Optionally in some examples, including in at least one preferred example, the method comprises determining, by the processing circuitry, whether or not the oscillation data falls outside an allowable oscillation data range.

Optionally in some examples, including in at least one preferred example, the method comprises assigning, by the processing circuitry, the braking condition with the penalty if the oscillation data falls outside the allowable oscillation data range.

Optionally in some examples, including in at least one preferred example, the vehicle dynamic response data comprises deceleration error data indicative of an error between a target deceleration, preferably determined using the brake request data, and an actual deceleration.
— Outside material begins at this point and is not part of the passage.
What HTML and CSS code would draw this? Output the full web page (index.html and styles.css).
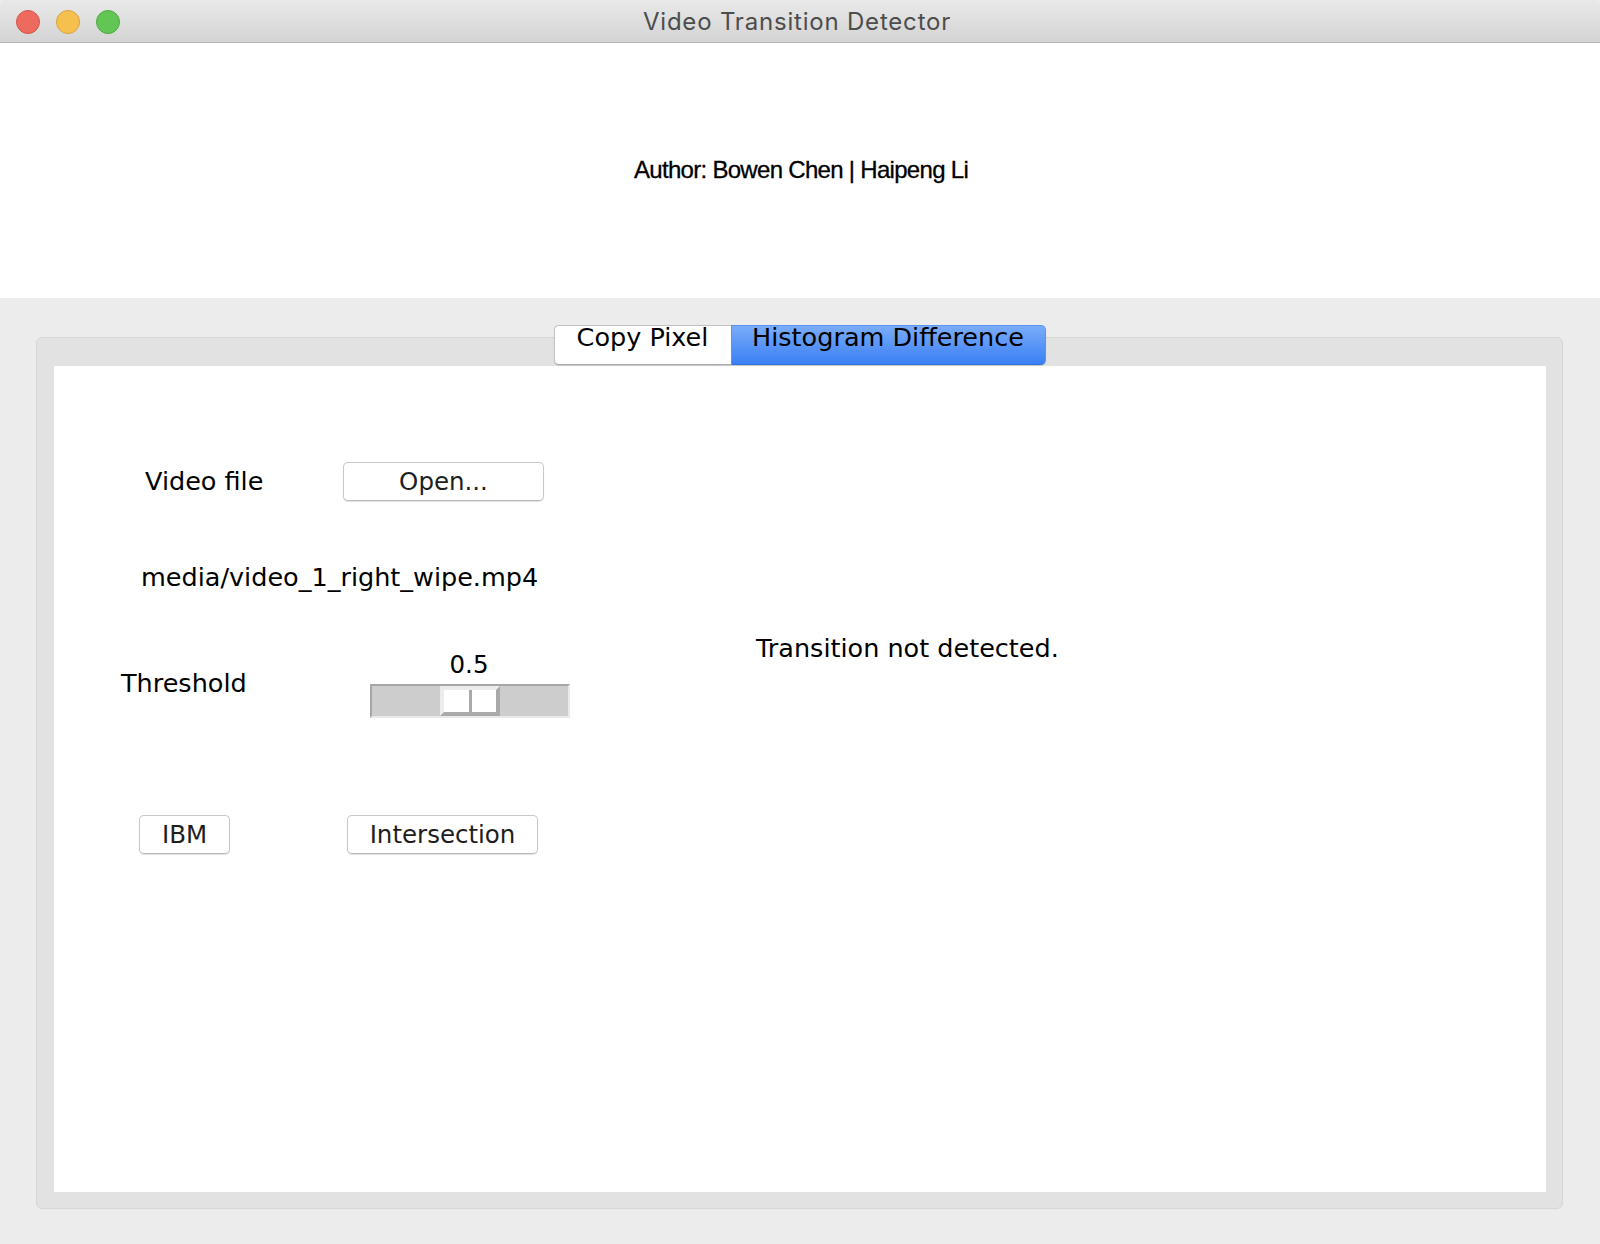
FILE: index.html
```html
<!DOCTYPE html>
<html>
<head>
<meta charset="utf-8">
<title>Video Transition Detector</title>
<link rel="stylesheet" href="styles.css">
</head>
<body>
<div class="window">
  <div class="titlebar">
    <div class="lights">
      <span class="light red"></span>
      <span class="light yellow"></span>
      <span class="light green"></span>
    </div>
    <div class="title">Video Transition Detector</div>
    <div class="spacer"></div>
  </div>
  <div class="header">
    <p class="author">Author: Bowen Chen | Haipeng Li</p>
  </div>
  <div class="main">
    <div class="tabs">
      <div class="tab tab-first">Copy Pixel</div>
      <div class="tab tab-last active">Histogram Difference</div>
    </div>
    <div class="frame">
      <div class="page">
        <div class="row row-file">
          <div class="cell-label label-video">Video file</div>
          <button class="btn btn-open">Open...</button>
        </div>
        <div class="row row-path">
          <div class="path">media/video_1_right_wipe.mp4</div>
        </div>
        <div class="row row-threshold">
          <div class="cell-threshold">Threshold</div>
          <div class="slider-col">
            <div class="slider-value">0.5</div>
            <div class="trough">
              <div class="handle">
                <span class="half"></span>
                <span class="half"></span>
              </div>
            </div>
          </div>
          <div class="status">Transition not detected.</div>
        </div>
        <div class="row row-methods">
          <button class="btn btn-ibm">IBM</button>
          <button class="btn btn-inter">Intersection</button>
        </div>
      </div>
    </div>
  </div>
</div>
</body>
</html>
```

FILE: styles.css
```css
html, body {
  margin: 0;
  padding: 0;
}
body {
  width: 1600px;
  height: 1244px;
  overflow: hidden;
  background: #ececec;
  font-family: "DejaVu Sans", "Liberation Sans", sans-serif;
  color: #000;
}
.window {
  display: flex;
  flex-direction: column;
  height: 1244px;
}

/* title bar */
.titlebar {
  height: 43px;
  box-sizing: border-box;
  border-bottom: 1px solid #b4b4b4;
  background: linear-gradient(#e9e9e9, #d4d4d4);
  border-radius: 6px 6px 0 0;
  display: grid;
  grid-template-columns: 1fr auto 1fr;
  align-items: center;
}
.lights {
  display: flex;
  gap: 16px;
  padding-left: 16px;
  margin-top: 2px;
}
.light {
  width: 24px;
  height: 24px;
  box-sizing: border-box;
  border-radius: 50%;
  border: 1px solid;
}
.red { background: #ee6a5f; border-color: #d5544b; }
.yellow { background: #f6c04f; border-color: #dba23c; }
.green { background: #62c655; border-color: #4fa940; }
.title {
  font-family: "Inter", "Liberation Sans", sans-serif;
  font-size: 24px;
  letter-spacing: 0.8px;
  color: #4d4d4d;
  line-height: 40px;
  padding-top: 2px;
  padding-right: 6px;
}

/* header */
.header {
  height: 255px;
  background: #fff;
  display: flex;
  align-items: center;
  justify-content: center;
}
.author {
  margin: 0 0 2px 0;
  font-family: "Liberation Sans", Arial, sans-serif;
  font-size: 24px;
  line-height: 28px;
  letter-spacing: -0.7px;
  -webkit-text-stroke: 0.3px #000;
  padding-left: 2px;
}

/* main grey area */
.main {
  flex: 1;
  padding: 27px 37px 35px 36px;
  display: flex;
  flex-direction: column;
}
.tabs {
  display: flex;
  justify-content: center;
  margin-bottom: -28px;
  position: relative;
  z-index: 1;
}
.tab {
  height: 40px;
  box-sizing: border-box;
  font-size: 25.5px;
  line-height: 23px;
  text-align: center;
  border: 1px solid #c3c3c3;
  border-bottom-color: #a9a9a9;
  background: #fff;
  box-shadow: 0 1px 1px rgba(0,0,0,0.12);
}
.tab-first {
  width: 177px;
  border-radius: 5px 0 0 5px;
  border-right: none;
}
.tab-last {
  width: 315px;
  border-radius: 0 5px 5px 0;
}
.tab.active {
  background: linear-gradient(#7aacf8, #3a7ff5);
  border-color: #5a94f2;
  border-bottom-color: #2f6fe0;
}
.frame {
  height: 872px;
  box-sizing: border-box;
  background: #e2e2e2;
  border: 1px solid #d6d6d6;
  border-radius: 6px;
  padding: 28px 16px 16px 17px;
}
.page {
  background: #fff;
  height: 826px;
  display: flex;
  flex-direction: column;
  font-size: 25.5px;
  line-height: 29px;
}

/* rows */
.row {
  display: flex;
}
.row-file {
  margin-top: 96px;
  height: 39px;
  align-items: center;
}
.cell-label {
  width: 289px;
  box-sizing: border-box;
  padding-left: 91px;
}
.btn {
  font-family: inherit;
  font-size: 24.5px;
  color: #1e1e1e;
  height: 39px;
  box-sizing: border-box;
  line-height: 37px;
  padding: 0;
  background: #fff;
  border: 1px solid #c8c8c8;
  border-bottom-color: #b8b8b8;
  border-radius: 5px;
  box-shadow: 0 1px 1px rgba(0,0,0,0.12);
  text-align: center;
}
.btn-open { width: 201px; }

.row-path {
  margin-top: 62px;
  padding-left: 87px;
}

.row-threshold {
  margin-top: 42px;
  align-items: flex-start;
}
.cell-threshold {
  width: 316px;
  box-sizing: border-box;
  padding-left: 67px;
  margin-top: 35px;
}
.slider-col {
  width: 200px;
  margin-top: 16px;
  display: flex;
  flex-direction: column;
}
.slider-value {
  text-align: center;
  padding-right: 2px;
  font-size: 24.5px;
}
.trough {
  margin-top: 5px;
  height: 34px;
  box-sizing: border-box;
  border: 2px solid;
  border-color: #a6a6a6 #e9e9e9 #e9e9e9 #a6a6a6;
  background: #cdcdcd;
  display: flex;
}
.handle {
  margin-left: 68px;
  width: 60px;
  height: 30px;
  box-sizing: border-box;
  border: 4px solid;
  border-color: #ececec #a9a9a9 #a9a9a9 #ececec;
  background: #a9a9a9;
  display: flex;
  gap: 3px;
}
.half {
  flex: 1;
  background: #fff;
}
.status {
  margin-left: 186px;
}

.row-methods {
  margin-top: 97px;
}
.btn-ibm {
  margin-left: 85px;
  width: 91px;
}
.btn-inter {
  margin-left: 117px;
  width: 191px;
}
```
Optionally in some examples, including in at least one preferred example, the method comprises determining, by the processing circuitry, whether or not the deceleration error data falls outside an allowable deceleration error data range.

Optionally in some examples, including in at least one preferred example, the method comprises assigning, by the processing circuitry, the braking condition with the penalty if the deceleration error data falls outside an allowable deceleration error data range.

Optionally in some examples, including in at least one preferred example, the vehicle dynamic response data comprises integrated deceleration error data indicative of an integrated error between a target deceleration, preferably determined using the brake request data, and an actual deceleration during a predetermined time range.

Optionally in some examples, including in at least one preferred example, the method comprises determining, by the processing circuitry, whether or not the integrated deceleration error data falls outside an allowable integrated deceleration error data range.

Optionally in some examples, including in at least one preferred example, the method comprises assigning, by the processing circuitry, the braking condition with the penalty if the integrated deceleration error data falls outside the allowable integrated deceleration error data range.